In accordance with another embodiment, a dental tool bit is provided for forming an implant-receiving osteotomy in a jawbone. The tool bit comprises a shank having a substantially central longitudinal axis and a direction of rotation. The shank generally comprises a mounting portion and a working portion. The mounting portion has a chuck at a proximal end adapted to interface with a rotary dental hand-piece. The working portion has a distal-most point and an outer-most perimeter. The working portion comprises a plurality of blades extending substantially parallel to the shank longitudinal axis. Each of the blades has a leading surface distally terminating in an end cutting edge. Each end cutting edge extends radially from substantially the distal-most point of the working portion to substantially the outer-most perimeter of the working portion. At least one of the leading surfaces is angled relative to the shank longitudinal axis such that it is tilted away from the shank direction of rotation.
In accordance with one embodiment, a method is provided of forming an osteotomy in bone material for receiving a dental implant. The method uses a drill bit having a cutting tip comprising a plurality of blades. Each blade has a positive rake angle end cutting edge converging radially from substantially an outer-most diameter of the cutting tip to substantially a distal-most point of the cutting tip. The method comprises the step of positioning the drill bit at a selected osteotomy site. The drill bit then engages the bone material.

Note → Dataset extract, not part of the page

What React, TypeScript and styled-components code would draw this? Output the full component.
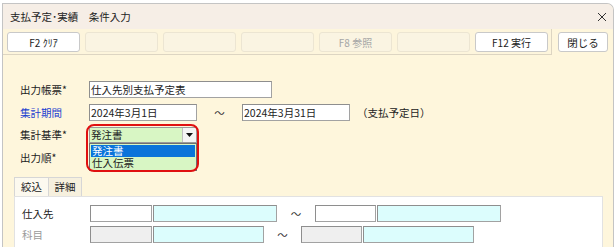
import React from "react";
import styled, { createGlobalStyle } from "styled-components";

const GlobalStyle = createGlobalStyle`
  html, body { margin: 0; padding: 0; background: #ffffff; overflow: hidden; }
  body { font-family: "Noto Sans CJK JP", "Noto Sans", sans-serif; color: #222; }
  * { box-sizing: border-box; }
`;

const Page = styled.div`
  padding: 3px 0 0 2px;
  width: 616px;
  height: 247px;
`;

const Window = styled.div`
  width: 612px;
  height: 260px;
  border: 1px solid #c4c4c4;
  border-bottom: none;
  border-top-right-radius: 7px;
  background: #fef6dc;
  display: flex;
  flex-direction: column;
  overflow: hidden;
`;

const TitleBar = styled.div`
  height: 25px;
  background: #f6eee6;
  display: flex;
  align-items: center;
  justify-content: space-between;
  padding: 0 6px 0 7px;
  font-size: 10.5px;
  color: #222;
`;

const CloseX = styled.svg`
  width: 10px;
  height: 10px;
`;

const ToolRow = styled.div`
  display: flex;
  align-items: flex-start;
`;

const Toolbar = styled.div`
  display: flex;
  gap: 5px;
  padding: 3px 3px 2px 4px;
  border-right: 1px solid #ddd5c2;
  border-bottom: 1px solid #ddd5c2;
  background: #fdf5dc;
`;

const FButton = styled.div<{ $enabled?: boolean }>`
  width: 73px;
  height: 20px;
  border-radius: 3px;
  border: 1px solid ${(p) => (p.$enabled ? "#c9c9c9" : "#ece5d2")};
  background: ${(p) => (p.$enabled ? "#ffffff" : "#faf4e2")};
  color: ${(p) => (p.$enabled ? "#222" : "#a6a6a6")};
  font-size: 10px;
  display: flex;
  align-items: center;
  justify-content: center;
  white-space: nowrap;
`;

const CloseButton = styled(FButton)`
  width: 50px;
  margin-left: 6px;
  margin-top: 3px;
  font-size: 10.5px;
`;

const Body = styled.div`
  flex: 1;
  display: flex;
  flex-direction: column;
  padding: 26px 10px 0 11px;
`;

const FormGrid = styled.div`
  display: grid;
  grid-template-columns: 69px auto;
  grid-auto-rows: 17px;
  row-gap: 5.5px;
  padding-left: 6px;
  align-items: center;
`;

const Label = styled.div<{ $link?: boolean; $muted?: boolean }>`
  font-size: 10.5px;
  color: ${(p) => (p.$link ? "#1c3fd0" : p.$muted ? "#9a9a9a" : "#222")};
  white-space: nowrap;
`;

const FieldRow = styled.div`
  display: flex;
  align-items: center;
  height: 17px;
`;

const TextBox = styled.div<{ $w: number; $bg?: string }>`
  width: ${(p) => p.$w}px;
  height: 17px;
  border: 1px solid #a2a2a2;
  border-top-color: #8e8e8e;
  border-left-color: #8e8e8e;
  background: ${(p) => p.$bg || "#ffffff"};
  font-size: 10.5px;
  line-height: 15px;
  padding-left: 1px;
  white-space: nowrap;
  overflow: hidden;
`;

const Tilde = styled.span<{ $w: number }>`
  width: ${(p) => p.$w}px;
  text-align: center;
  font-size: 10.5px;
  color: #333;
`;

const Note = styled.span`
  font-size: 10.5px;
  margin-left: 7px;
  color: #222;
`;

const ComboWrap = styled.div`
  position: relative;
  width: 108px;
  height: 16px;
`;

const Combo = styled.div`
  width: 108px;
  height: 16px;
  border: 1px solid #9a9a9a;
  background: #d8f6c4;
  display: flex;
  align-items: center;
  justify-content: space-between;
  font-size: 10.5px;
  padding-left: 1px;
`;

const ArrowBtn = styled.div`
  width: 14px;
  height: 14px;
  background: #f4f4f4;
  border-left: 1px solid #c0c0c0;
  display: flex;
  align-items: center;
  justify-content: center;
`;

const DropList = styled.div`
  position: absolute;
  left: 0;
  top: 16px;
  width: 108px;
  border: 1px solid #707070;
  background: #d8f6c4;
  padding: 1px;
  z-index: 2;
`;

const DropItem = styled.div<{ $active?: boolean }>`
  height: 12px;
  line-height: 12px;
  font-size: 10.5px;
  background: ${(p) => (p.$active ? "#0a74da" : "transparent")};
  color: ${(p) => (p.$active ? "#ffffff" : "#222")};
  padding-left: 1px;
`;

const Highlight = styled.div`
  position: absolute;
  left: -3px;
  top: -3px;
  width: 113px;
  height: 48px;
  border: 2px solid #e01010;
  border-radius: 8px;
  z-index: 3;
  pointer-events: none;
`;

const Tabs = styled.div`
  display: flex;
  margin-top: 11px;
  height: 19px;
`;

const Tab = styled.div<{ $active?: boolean }>`
  width: ${(p) => (p.$active ? 35 : 33)}px;
  height: 19px;
  border: 1px solid #d6d6d6;
  border-bottom: none;
  border-left: ${(p) => (p.$active ? "1px solid #d6d6d6" : "none")};
  background: ${(p) => (p.$active ? "#fcf9ef" : "#f6f0de")};
  font-size: 10.5px;
  display: flex;
  align-items: center;
  justify-content: center;
`;

const Panel = styled.div`
  flex: 1;
  background: #ffffff;
  border: 1px solid #e2e2e2;
  padding: 9px 0 0 7px;
  display: grid;
  grid-template-columns: 68px auto;
  grid-auto-rows: 16px;
  row-gap: 5px;
  align-items: center;
  align-content: start;
`;

const Gap = styled.span`
  width: 1px;
`;

export default function App() {
  return (
    <>
      <GlobalStyle />
      <Page>
        <Window>
          <TitleBar>
            <span>支払予定･実績　条件入力</span>
            <CloseX viewBox="0 0 10 10">
              <path d="M1 1 L9 9 M9 1 L1 9" stroke="#333" strokeWidth="1" fill="none" />
            </CloseX>
          </TitleBar>
          <ToolRow>
            <Toolbar>
              <FButton $enabled>F2 ｸﾘｱ</FButton>
              <FButton />
              <FButton />
              <FButton />
              <FButton>F8 参照</FButton>
              <FButton />
              <FButton $enabled>F12 実行</FButton>
            </Toolbar>
            <CloseButton $enabled>閉じる</CloseButton>
          </ToolRow>
          <Body>
            <FormGrid>
              <Label>出力帳票*</Label>
              <FieldRow>
                <TextBox $w={183}>仕入先別支払予定表</TextBox>
              </FieldRow>
              <Label $link>集計期間</Label>
              <FieldRow>
                <TextBox $w={108}>2024年3月1日</TextBox>
                <Tilde $w={45}>～</Tilde>
                <TextBox $w={108}>2024年3月31日</TextBox>
                <Note>（支払予定日）</Note>
              </FieldRow>
              <Label>集計基準*</Label>
              <FieldRow>
                <ComboWrap>
                  <Combo>
                    <span>発注書</span>
                    <ArrowBtn>
                      <svg width="7" height="4" viewBox="0 0 7 4">
                        <path d="M0 0 L7 0 L3.5 4 Z" fill="#111" />
                      </svg>
                    </ArrowBtn>
                  </Combo>
                  <DropList>
                    <DropItem $active>発注書</DropItem>
                    <DropItem>仕入伝票</DropItem>
                  </DropList>
                  <Highlight />
                </ComboWrap>
              </FieldRow>
              <Label>出力順*</Label>
              <FieldRow />
            </FormGrid>
            <Tabs>
              <Tab $active>絞込</Tab>
              <Tab>詳細</Tab>
            </Tabs>
            <Panel>
              <Label>仕入先</Label>
              <FieldRow>
                <TextBox $w={62} />
                <Gap />
                <TextBox $w={124} $bg="#dcfdfd" />
                <Tilde $w={38}>～</Tilde>
                <TextBox $w={61} />
                <Gap />
                <TextBox $w={124} $bg="#dcfdfd" />
              </FieldRow>
              <Label $muted>科目</Label>
              <FieldRow>
                <TextBox $w={62} $bg="#efefef" />
                <Gap />
                <TextBox $w={111} $bg="#dcfdfd" />
                <Tilde $w={37}>～</Tilde>
                <TextBox $w={61} $bg="#efefef" />
                <Gap />
                <TextBox $w={111} $bg="#dcfdfd" />
              </FieldRow>
            </Panel>
          </Body>
        </Window>
      </Page>
    </>
  );
}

Rotational motion is provided to the drill bit to cut the bone material due to the rotational interaction between the positive rake angle end cutting edges and the bone material to form the osteotomy.
For purposes of summarizing the invention, certain aspects, advantages and novel features of the invention have been described herein above. Of course, it is to be understood that not necessarily all such advantages may be achieved in accordance with any particular embodiment of the invention. Thus, the invention may be embodied or carried out in a manner that achieves or optimizes one advantage or group of advantages as taught herein without necessarily achieving other advantages as may be taught or suggested herein.
All of these embodiments are intended to be within the scope of the invention herein disclosed. These and other embodiments of the invention will become readily apparent to those skilled in the art from the following detailed description of the preferred embodiments having reference to the attached figures, the invention not being limited to any particular preferred embodiment(s) disclosed.